**What is being asked**.
In the material below, the lines containing the word "produces" are required; copy each of them.
_ _ _
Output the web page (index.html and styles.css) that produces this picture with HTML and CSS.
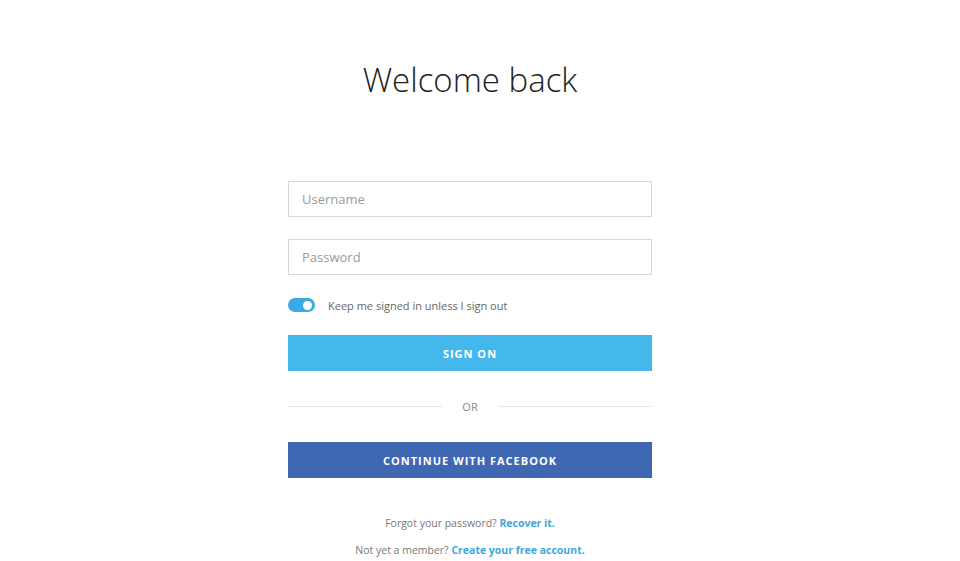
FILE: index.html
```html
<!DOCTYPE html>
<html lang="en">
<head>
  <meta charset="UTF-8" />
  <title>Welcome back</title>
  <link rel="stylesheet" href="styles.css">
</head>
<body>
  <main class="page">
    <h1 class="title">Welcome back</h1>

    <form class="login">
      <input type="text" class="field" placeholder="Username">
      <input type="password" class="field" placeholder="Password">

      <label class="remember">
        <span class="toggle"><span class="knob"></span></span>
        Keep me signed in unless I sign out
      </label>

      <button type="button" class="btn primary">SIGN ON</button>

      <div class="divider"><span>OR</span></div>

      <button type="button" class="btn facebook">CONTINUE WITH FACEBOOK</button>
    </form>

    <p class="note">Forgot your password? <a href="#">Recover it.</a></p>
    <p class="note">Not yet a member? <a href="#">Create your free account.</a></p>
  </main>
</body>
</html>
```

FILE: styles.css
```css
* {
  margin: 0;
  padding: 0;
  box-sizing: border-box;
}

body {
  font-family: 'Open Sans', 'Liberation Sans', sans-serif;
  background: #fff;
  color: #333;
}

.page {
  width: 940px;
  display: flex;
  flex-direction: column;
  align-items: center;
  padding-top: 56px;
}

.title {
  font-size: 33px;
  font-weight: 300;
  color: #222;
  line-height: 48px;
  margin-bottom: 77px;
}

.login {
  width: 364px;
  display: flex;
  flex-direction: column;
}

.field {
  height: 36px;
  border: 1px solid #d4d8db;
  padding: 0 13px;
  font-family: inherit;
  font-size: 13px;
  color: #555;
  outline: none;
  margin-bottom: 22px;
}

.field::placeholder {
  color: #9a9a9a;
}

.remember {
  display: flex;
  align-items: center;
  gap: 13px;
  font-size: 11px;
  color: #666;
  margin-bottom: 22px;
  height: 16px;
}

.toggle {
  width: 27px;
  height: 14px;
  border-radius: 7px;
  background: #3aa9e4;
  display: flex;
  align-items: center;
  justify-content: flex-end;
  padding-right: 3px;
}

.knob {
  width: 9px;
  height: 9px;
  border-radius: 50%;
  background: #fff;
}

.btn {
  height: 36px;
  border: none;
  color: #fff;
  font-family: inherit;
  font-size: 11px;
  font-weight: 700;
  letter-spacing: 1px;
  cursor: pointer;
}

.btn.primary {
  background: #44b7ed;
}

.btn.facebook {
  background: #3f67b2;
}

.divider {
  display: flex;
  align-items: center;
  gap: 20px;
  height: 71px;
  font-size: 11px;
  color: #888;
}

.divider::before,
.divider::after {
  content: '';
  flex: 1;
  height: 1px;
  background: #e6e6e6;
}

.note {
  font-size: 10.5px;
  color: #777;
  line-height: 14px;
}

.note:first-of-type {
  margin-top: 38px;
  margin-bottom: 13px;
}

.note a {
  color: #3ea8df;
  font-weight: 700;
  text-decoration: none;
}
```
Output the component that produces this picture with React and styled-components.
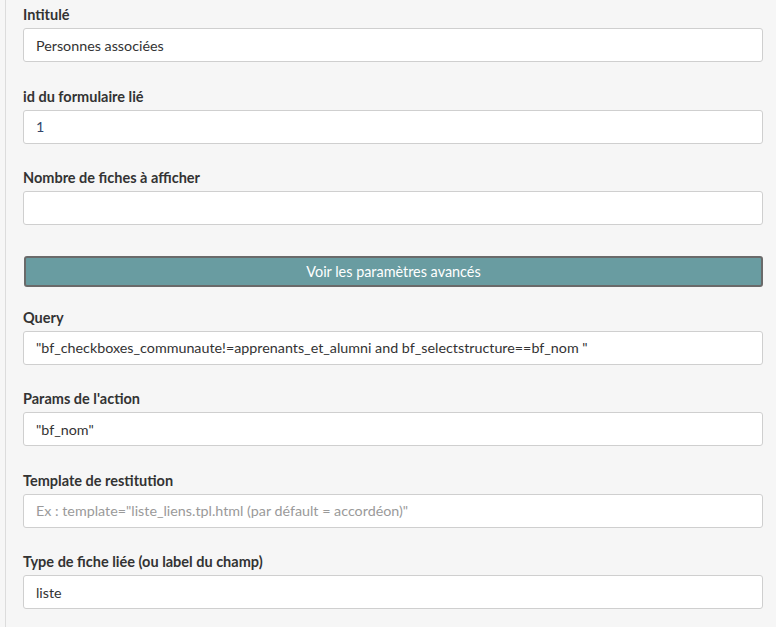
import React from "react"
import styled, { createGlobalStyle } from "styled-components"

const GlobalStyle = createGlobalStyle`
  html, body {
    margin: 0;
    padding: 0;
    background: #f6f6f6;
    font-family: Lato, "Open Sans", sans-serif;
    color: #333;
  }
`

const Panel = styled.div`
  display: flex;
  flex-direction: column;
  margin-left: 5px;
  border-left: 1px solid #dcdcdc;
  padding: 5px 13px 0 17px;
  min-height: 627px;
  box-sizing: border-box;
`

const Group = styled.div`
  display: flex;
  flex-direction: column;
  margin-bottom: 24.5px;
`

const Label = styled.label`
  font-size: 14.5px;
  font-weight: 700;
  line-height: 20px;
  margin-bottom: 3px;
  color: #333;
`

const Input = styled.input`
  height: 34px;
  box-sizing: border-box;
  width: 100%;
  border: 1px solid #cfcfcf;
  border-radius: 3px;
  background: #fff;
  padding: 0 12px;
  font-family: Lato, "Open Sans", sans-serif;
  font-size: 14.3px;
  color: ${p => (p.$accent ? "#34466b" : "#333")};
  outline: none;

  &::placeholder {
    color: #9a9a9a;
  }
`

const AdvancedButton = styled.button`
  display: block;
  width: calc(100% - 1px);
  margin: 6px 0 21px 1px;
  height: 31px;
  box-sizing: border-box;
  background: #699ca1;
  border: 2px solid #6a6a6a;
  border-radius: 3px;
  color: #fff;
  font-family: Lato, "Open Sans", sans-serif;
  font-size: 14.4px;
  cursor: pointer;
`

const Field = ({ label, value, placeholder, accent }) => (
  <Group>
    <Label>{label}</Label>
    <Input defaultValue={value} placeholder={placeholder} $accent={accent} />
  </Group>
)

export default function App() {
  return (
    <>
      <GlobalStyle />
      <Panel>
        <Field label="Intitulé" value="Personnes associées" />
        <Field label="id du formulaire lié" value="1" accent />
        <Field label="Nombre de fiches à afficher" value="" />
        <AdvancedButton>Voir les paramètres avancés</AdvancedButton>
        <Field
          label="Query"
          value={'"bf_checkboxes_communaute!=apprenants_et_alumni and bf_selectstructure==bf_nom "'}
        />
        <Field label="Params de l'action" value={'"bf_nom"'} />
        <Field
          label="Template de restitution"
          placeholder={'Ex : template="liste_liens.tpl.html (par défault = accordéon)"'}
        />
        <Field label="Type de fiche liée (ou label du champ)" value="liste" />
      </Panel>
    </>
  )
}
_ _ _
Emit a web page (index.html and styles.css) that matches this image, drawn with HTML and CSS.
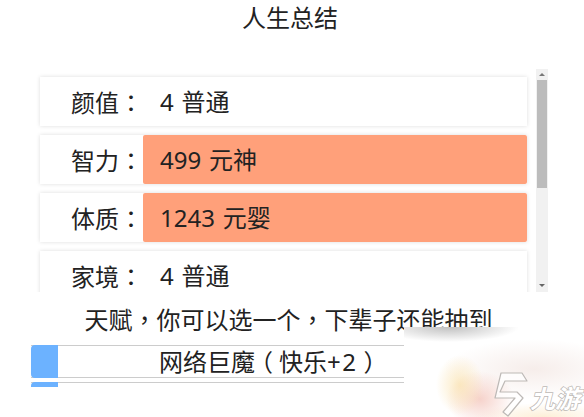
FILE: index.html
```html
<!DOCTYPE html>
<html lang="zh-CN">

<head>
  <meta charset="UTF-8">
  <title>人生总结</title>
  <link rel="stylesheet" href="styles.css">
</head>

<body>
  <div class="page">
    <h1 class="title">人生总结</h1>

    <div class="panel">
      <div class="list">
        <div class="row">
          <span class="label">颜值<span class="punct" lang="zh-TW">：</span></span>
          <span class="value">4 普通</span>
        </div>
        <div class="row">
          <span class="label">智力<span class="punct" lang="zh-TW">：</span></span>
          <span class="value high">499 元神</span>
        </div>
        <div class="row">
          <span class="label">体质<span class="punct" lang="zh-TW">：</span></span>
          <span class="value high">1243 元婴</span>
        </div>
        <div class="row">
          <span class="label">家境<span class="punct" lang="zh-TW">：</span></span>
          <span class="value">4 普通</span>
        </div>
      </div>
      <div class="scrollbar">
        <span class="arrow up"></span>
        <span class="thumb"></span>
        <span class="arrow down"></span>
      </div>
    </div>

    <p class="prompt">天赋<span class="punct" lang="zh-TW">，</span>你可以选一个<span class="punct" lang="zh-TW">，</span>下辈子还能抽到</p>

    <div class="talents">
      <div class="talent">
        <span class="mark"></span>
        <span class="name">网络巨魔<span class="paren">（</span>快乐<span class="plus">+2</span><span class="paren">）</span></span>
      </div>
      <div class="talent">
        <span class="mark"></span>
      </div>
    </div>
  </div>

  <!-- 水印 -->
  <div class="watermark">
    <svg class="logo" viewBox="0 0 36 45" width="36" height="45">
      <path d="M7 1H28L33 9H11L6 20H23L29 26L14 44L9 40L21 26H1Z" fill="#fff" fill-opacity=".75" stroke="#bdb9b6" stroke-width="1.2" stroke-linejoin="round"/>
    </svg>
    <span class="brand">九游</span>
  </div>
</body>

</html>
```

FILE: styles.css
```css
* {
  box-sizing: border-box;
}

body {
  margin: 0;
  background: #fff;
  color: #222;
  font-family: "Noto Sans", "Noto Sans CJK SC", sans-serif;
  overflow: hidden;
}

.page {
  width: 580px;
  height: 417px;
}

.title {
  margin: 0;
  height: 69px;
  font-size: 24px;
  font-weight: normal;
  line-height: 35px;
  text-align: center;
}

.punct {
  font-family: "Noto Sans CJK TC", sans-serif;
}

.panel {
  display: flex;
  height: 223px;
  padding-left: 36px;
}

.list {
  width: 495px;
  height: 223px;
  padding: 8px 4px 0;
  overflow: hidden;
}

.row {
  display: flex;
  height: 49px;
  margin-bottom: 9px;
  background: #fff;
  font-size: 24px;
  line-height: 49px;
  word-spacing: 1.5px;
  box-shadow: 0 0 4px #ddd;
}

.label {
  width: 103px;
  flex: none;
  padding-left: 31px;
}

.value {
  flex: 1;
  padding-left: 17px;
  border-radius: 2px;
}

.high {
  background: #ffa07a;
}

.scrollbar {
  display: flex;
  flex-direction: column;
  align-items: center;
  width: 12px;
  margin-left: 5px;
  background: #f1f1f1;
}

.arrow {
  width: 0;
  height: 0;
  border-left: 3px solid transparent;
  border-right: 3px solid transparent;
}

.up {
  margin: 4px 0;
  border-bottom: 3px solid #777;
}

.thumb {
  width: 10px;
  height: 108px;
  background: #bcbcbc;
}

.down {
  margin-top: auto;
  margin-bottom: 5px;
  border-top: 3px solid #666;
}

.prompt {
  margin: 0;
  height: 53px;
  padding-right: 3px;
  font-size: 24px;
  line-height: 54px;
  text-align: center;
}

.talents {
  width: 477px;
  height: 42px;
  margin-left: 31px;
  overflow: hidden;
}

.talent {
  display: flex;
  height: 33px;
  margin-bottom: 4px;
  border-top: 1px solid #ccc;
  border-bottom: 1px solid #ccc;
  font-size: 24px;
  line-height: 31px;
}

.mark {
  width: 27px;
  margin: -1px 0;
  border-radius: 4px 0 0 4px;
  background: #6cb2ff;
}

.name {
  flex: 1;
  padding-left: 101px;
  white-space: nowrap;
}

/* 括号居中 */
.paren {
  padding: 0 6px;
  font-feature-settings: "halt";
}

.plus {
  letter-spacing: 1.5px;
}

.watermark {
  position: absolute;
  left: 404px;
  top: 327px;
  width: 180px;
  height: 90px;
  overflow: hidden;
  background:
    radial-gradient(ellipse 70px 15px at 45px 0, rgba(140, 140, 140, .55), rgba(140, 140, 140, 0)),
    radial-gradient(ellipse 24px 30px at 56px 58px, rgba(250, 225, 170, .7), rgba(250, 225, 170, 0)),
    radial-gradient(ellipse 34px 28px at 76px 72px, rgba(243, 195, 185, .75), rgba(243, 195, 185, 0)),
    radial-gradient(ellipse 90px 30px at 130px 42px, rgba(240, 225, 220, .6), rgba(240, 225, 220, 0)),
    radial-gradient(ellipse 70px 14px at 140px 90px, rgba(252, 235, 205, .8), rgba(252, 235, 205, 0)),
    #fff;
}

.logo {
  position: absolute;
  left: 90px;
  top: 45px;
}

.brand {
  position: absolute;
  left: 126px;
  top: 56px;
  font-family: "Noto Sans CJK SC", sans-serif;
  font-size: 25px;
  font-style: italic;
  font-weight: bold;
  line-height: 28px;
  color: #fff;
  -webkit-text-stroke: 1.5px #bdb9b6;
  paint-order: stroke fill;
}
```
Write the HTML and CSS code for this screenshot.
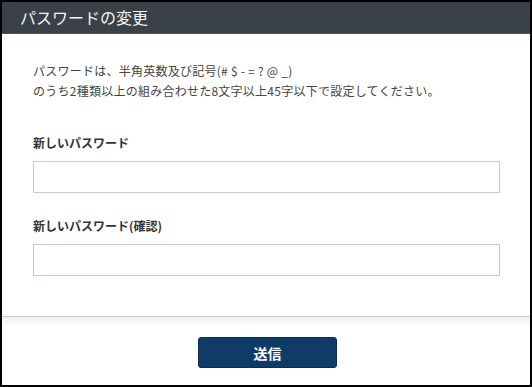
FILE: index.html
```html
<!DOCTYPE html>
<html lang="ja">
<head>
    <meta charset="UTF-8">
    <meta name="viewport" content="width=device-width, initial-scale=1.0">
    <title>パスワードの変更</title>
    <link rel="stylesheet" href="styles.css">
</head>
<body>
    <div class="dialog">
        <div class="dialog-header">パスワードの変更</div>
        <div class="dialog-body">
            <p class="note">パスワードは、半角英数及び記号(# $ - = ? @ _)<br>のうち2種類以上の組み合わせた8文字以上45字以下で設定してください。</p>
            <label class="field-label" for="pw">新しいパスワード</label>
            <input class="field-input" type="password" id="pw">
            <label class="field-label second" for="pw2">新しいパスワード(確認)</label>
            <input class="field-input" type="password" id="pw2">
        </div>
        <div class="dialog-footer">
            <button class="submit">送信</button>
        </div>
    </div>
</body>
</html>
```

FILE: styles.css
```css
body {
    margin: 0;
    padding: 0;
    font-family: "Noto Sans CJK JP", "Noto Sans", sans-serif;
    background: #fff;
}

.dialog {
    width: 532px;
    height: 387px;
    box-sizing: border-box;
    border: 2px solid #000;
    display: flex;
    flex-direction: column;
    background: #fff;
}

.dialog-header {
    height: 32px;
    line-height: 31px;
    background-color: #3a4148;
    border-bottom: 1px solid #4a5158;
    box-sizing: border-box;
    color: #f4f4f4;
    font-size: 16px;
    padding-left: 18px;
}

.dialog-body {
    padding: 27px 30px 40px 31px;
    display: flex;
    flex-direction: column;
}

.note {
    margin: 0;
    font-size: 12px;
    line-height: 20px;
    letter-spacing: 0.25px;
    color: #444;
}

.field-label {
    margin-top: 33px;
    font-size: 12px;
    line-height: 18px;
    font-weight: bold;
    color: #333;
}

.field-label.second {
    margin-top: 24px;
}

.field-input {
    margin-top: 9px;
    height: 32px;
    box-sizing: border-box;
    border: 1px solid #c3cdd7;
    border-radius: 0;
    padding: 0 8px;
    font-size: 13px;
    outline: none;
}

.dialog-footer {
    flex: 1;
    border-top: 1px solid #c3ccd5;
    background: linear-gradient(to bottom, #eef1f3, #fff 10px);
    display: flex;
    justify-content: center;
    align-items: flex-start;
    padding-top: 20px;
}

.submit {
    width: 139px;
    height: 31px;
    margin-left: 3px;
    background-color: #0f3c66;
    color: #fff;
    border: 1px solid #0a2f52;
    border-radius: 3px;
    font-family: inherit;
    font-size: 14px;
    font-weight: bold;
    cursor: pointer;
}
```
_ _ _
**Problem solution**.
Output the web page (index.html and styles.css) that produces this picture with HTML and CSS.
Output the component that produces this picture with React and styled-components.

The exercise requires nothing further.